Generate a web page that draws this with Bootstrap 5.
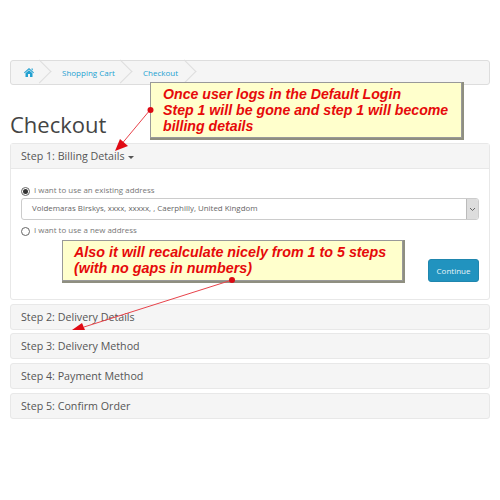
<!DOCTYPE html>
<html lang="en">
<head>
    <meta charset="UTF-8">
    <title>Checkout</title>
    <link rel="stylesheet" href="https://cdn.jsdelivr.net/npm/bootstrap@5.3.0/dist/css/bootstrap.min.css">
    <style>
        body { font-family: "Open Sans", sans-serif; color: #666; background: #fff; font-size: 8px; }
        #page { position: relative; width: 500px; height: 500px; padding: 60px 10px 0 10px; overflow: hidden; }
        #crumbs { height: 25px; background: #f5f5f5; border: 1px solid #ddd; border-radius: 3px; margin-bottom: 23px; padding-left: 13px; font-size: 8px; }
        #crumbs a { color: #23a1d1; text-decoration: none; }
        .crumb-item { position: relative; height: 100%; display: flex; align-items: center; }
        .crumb-item::after { content: ""; position: absolute; right: 4px; top: 2px; width: 17px; height: 17px; border-top: 1px solid #ddd; border-right: 1px solid #ddd; transform: rotate(45deg); }
        .crumb-home { width: 28px; }
        .crumb-cart { width: 81px; }
        .crumb-out { width: 64px; }
        .crumb-cart a, .crumb-out a { margin-left: 10px; }
        #title { font-size: 22px; font-weight: 400; color: #444; margin: 0 0 2px 0; line-height: 33px; height: 33px; }
        .step { border: 1px solid #e8e8e8; border-radius: 3px; background: #f5f5f5; margin-bottom: 3.7px; }
        .step-head { height: 24px; padding: 0 10px; font-size: 10.7px; line-height: 24px; color: #555; }
        .step-open { background: #fff; }
        .step-open .step-head { background: #f5f5f5; border-bottom: 1px solid #e8e8e8; height: 25px; line-height: 25px; }
        #caret { display: inline-block; border-top: 3px solid #555; border-left: 3px solid transparent; border-right: 3px solid transparent; vertical-align: middle; margin-left: 1px; }
        #body1 { height: 130px; padding: 15px 10px 0 10px; position: relative; }
        .opt { font-size: 7.95px; color: #777; height: 14px; }
        .ring { width: 9px; height: 9px; border: 1px solid #666; border-radius: 50%; background: #fff; display: flex; align-items: center; justify-content: center; }
        .ring i { width: 5px; height: 5px; background: #333; border-radius: 50%; }
        #addr { height: 22px; border: 1px solid #ccc; border-radius: 3px; margin: 0 0 4px 0; font-size: 7.9px; color: #666; padding-left: 10px; }
        #addr b { margin-left: auto; width: 12px; height: 20px; background: #ddd; border-left: 1px solid #bbb; border-radius: 0 2px 2px 0; display: flex; align-items: center; justify-content: center; }
        #go { position: absolute; right: 10px; top: 90px; width: 51px; height: 23px; background: #2193bf; border: 1px solid #1f86ae; border-radius: 3px; color: #e8f5fa; font-size: 8px; padding: 0; }
        .note { position: absolute; background: #ffffcc; border: 1px solid #999; box-shadow: 1px 1px 0 1px #8f8f80; color: #e60a0a; font-family: "Liberation Sans", Arial, sans-serif; font-weight: 700; font-style: italic; font-size: 14.15px; line-height: 16px; white-space: nowrap; }
        #note1 { left: 150px; top: 82px; width: 312px; height: 56px; padding: 3px 0 0 12px; }
        #note2 { left: 62px; top: 240px; width: 341px; height: 41px; padding: 3px 0 0 11px; font-size: 14.3px; }
        #arrows { position: absolute; left: 0; top: 0; }
    </style>
</head>
<body>
    <div id="page">
        <div id="crumbs" class="d-flex">
            <div class="crumb-item crumb-home">
                <a href="#"><svg width="10" height="9" viewBox="0 0 20 18" class="d-block"><path fill="#23a1d1" d="M10 0 L20 9 L18.6 10.4 L10 2.8 L1.4 10.4 L0 9 Z M15 1 H17.5 V5 L15 3 Z M10 4.4 L17 10.5 V18 H12 V12 H8 V18 H3 V10.5 Z"/></svg></a>
            </div>
            <div class="crumb-item crumb-cart"><a href="#">Shopping Cart</a></div>
            <div class="crumb-item crumb-out"><a href="#">Checkout</a></div>
        </div>

        <h1 id="title">Checkout</h1>

        <div class="step step-open">
            <div class="step-head">Step 1: Billing Details <span id="caret"></span></div>
            <div id="body1">
                <div class="opt d-flex align-items-center gap-1"><span class="ring"><i></i></span> I want to use an existing address</div>
                <div id="addr" class="d-flex align-items-center">Voldemaras Birskys, xxxx, xxxxx, , Caerphilly, United Kingdom
                    <b><svg width="7" height="5" viewBox="0 0 7 5"><path d="M1 1 L3.5 3.5 L6 1" fill="none" stroke="#666" stroke-width="1"/></svg></b>
                </div>
                <div class="opt d-flex align-items-center gap-1"><span class="ring"></span> I want to use a new address</div>
                <button id="go" class="btn" type="button">Continue</button>
            </div>
        </div>
        <div class="step"><div class="step-head">Step 2: Delivery Details</div></div>
        <div class="step"><div class="step-head">Step 3: Delivery Method</div></div>
        <div class="step"><div class="step-head">Step 4: Payment Method</div></div>
        <div class="step"><div class="step-head">Step 5: Confirm Order</div></div>

        <div id="note1" class="note">Once user logs in the Default Login<br>Step 1 will be gone and step 1 will become<br>billing details</div>
        <div id="note2" class="note">Also it will recalculate nicely from 1 to 5 steps<br>(with no gaps in numbers)</div>

        <svg id="arrows" width="500" height="500" viewBox="0 0 500 500">
            <line x1="150" y1="110" x2="120" y2="146" stroke="#e8434b" stroke-width="1"/>
            <circle cx="150.500" cy="110" r="3" fill="#dc0a14"/>
            <path d="M115 151 L120 139 L128 146 Z" fill="#e00a14"/>
            <line x1="232" y1="280" x2="84" y2="327" stroke="#e8434b" stroke-width="1"/>
            <circle cx="232" cy="280" r="3" fill="#dc0a14"/>
            <path d="M72 330 L82 323 L85 330 Z" fill="#e00a14"/>
        </svg>
    </div>
    <script src="https://cdn.jsdelivr.net/npm/bootstrap@5.3.0/dist/js/bootstrap.bundle.min.js"></script>
</body>
</html>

──────────────────────────────

:: Directions ::
Write the listing out a second time exactly, dropping all images.

:: Reply to the task ::
Generate a web page that draws this with Bootstrap 5.
<!DOCTYPE html>
<html lang="en">
<head>
    <meta charset="UTF-8">
    <title>Checkout</title>
    <link rel="stylesheet" href="https://cdn.jsdelivr.net/npm/bootstrap@5.3.0/dist/css/bootstrap.min.css">
    <style>
        body { font-family: "Open Sans", sans-serif; color: #666; background: #fff; font-size: 8px; }
        #page { position: relative; width: 500px; height: 500px; padding: 60px 10px 0 10px; overflow: hidden; }
        #crumbs { height: 25px; background: #f5f5f5; border: 1px solid #ddd; border-radius: 3px; margin-bottom: 23px; padding-left: 13px; font-size: 8px; }
        #crumbs a { color: #23a1d1; text-decoration: none; }
        .crumb-item { position: relative; height: 100%; display: flex; align-items: center; }
        .crumb-item::after { content: ""; position: absolute; right: 4px; top: 2px; width: 17px; height: 17px; border-top: 1px solid #ddd; border-right: 1px solid #ddd; transform: rotate(45deg); }
        .crumb-home { width: 28px; }
        .crumb-cart { width: 81px; }
        .crumb-out { width: 64px; }
        .crumb-cart a, .crumb-out a { margin-left: 10px; }
        #title { font-size: 22px; font-weight: 400; color: #444; margin: 0 0 2px 0; line-height: 33px; height: 33px; }
        .step { border: 1px solid #e8e8e8; border-radius: 3px; background: #f5f5f5; margin-bottom: 3.7px; }
        .step-head { height: 24px; padding: 0 10px; font-size: 10.7px; line-height: 24px; color: #555; }
        .step-open { background: #fff; }
        .step-open .step-head { background: #f5f5f5; border-bottom: 1px solid #e8e8e8; height: 25px; line-height: 25px; }
        #caret { display: inline-block; border-top: 3px solid #555; border-left: 3px solid transparent; border-right: 3px solid transparent; vertical-align: middle; margin-left: 1px; }
        #body1 { height: 130px; padding: 15px 10px 0 10px; position: relative; }
        .opt { font-size: 7.95px; color: #777; height: 14px; }
        .ring { width: 9px; height: 9px; border: 1px solid #666; border-radius: 50%; background: #fff; display: flex; align-items: center; justify-content: center; }
        .ring i { width: 5px; height: 5px; background: #333; border-radius: 50%; }
        #addr { height: 22px; border: 1px solid #ccc; border-radius: 3px; margin: 0 0 4px 0; font-size: 7.9px; color: #666; padding-left: 10px; }
        #addr b { margin-left: auto; width: 12px; height: 20px; background: #ddd; border-left: 1px solid #bbb; border-radius: 0 2px 2px 0; display: flex; align-items: center; justify-content: center; }
        #go { position: absolute; right: 10px; top: 90px; width: 51px; height: 23px; background: #2193bf; border: 1px solid #1f86ae; border-radius: 3px; color: #e8f5fa; font-size: 8px; padding: 0; }
        .note { position: absolute; background: #ffffcc; border: 1px solid #999; box-shadow: 1px 1px 0 1px #8f8f80; color: #e60a0a; font-family: "Liberation Sans", Arial, sans-serif; font-weight: 700; font-style: italic; font-size: 14.15px; line-height: 16px; white-space: nowrap; }
        #note1 { left: 150px; top: 82px; width: 312px; height: 56px; padding: 3px 0 0 12px; }
        #note2 { left: 62px; top: 240px; width: 341px; height: 41px; padding: 3px 0 0 11px; font-size: 14.3px; }
        #arrows { position: absolute; left: 0; top: 0; }
    </style>
</head>
<body>
    <div id="page">
        <div id="crumbs" class="d-flex">
            <div class="crumb-item crumb-home">
                <a href="#"><svg width="10" height="9" viewBox="0 0 20 18" class="d-block"><path fill="#23a1d1" d="M10 0 L20 9 L18.6 10.4 L10 2.8 L1.4 10.4 L0 9 Z M15 1 H17.5 V5 L15 3 Z M10 4.4 L17 10.5 V18 H12 V12 H8 V18 H3 V10.5 Z"/></svg></a>
            </div>
            <div class="crumb-item crumb-cart"><a href="#">Shopping Cart</a></div>
            <div class="crumb-item crumb-out"><a href="#">Checkout</a></div>
        </div>

        <h1 id="title">Checkout</h1>

        <div class="step step-open">
            <div class="step-head">Step 1: Billing Details <span id="caret"></span></div>
            <div id="body1">
                <div class="opt d-flex align-items-center gap-1"><span class="ring"><i></i></span> I want to use an existing address</div>
                <div id="addr" class="d-flex align-items-center">Voldemaras Birskys, xxxx, xxxxx, , Caerphilly, United Kingdom
                    <b><svg width="7" height="5" viewBox="0 0 7 5"><path d="M1 1 L3.5 3.5 L6 1" fill="none" stroke="#666" stroke-width="1"/></svg></b>
                </div>
                <div class="opt d-flex align-items-center gap-1"><span class="ring"></span> I want to use a new address</div>
                <button id="go" class="btn" type="button">Continue</button>
            </div>
        </div>
        <div class="step"><div class="step-head">Step 2: Delivery Details</div></div>
        <div class="step"><div class="step-head">Step 3: Delivery Method</div></div>
        <div class="step"><div class="step-head">Step 4: Payment Method</div></div>
        <div class="step"><div class="step-head">Step 5: Confirm Order</div></div>

        <div id="note1" class="note">Once user logs in the Default Login<br>Step 1 will be gone and step 1 will become<br>billing details</div>
        <div id="note2" class="note">Also it will recalculate nicely from 1 to 5 steps<br>(with no gaps in numbers)</div>

        <svg id="arrows" width="500" height="500" viewBox="0 0 500 500">
            <line x1="150" y1="110" x2="120" y2="146" stroke="#e8434b" stroke-width="1"/>
            <circle cx="150.500" cy="110" r="3" fill="#dc0a14"/>
            <path d="M115 151 L120 139 L128 146 Z" fill="#e00a14"/>
            <line x1="232" y1="280" x2="84" y2="327" stroke="#e8434b" stroke-width="1"/>
            <circle cx="232" cy="280" r="3" fill="#dc0a14"/>
            <path d="M72 330 L82 323 L85 330 Z" fill="#e00a14"/>
        </svg>
    </div>
    <script src="https://cdn.jsdelivr.net/npm/bootstrap@5.3.0/dist/js/bootstrap.bundle.min.js"></script>
</body>
</html>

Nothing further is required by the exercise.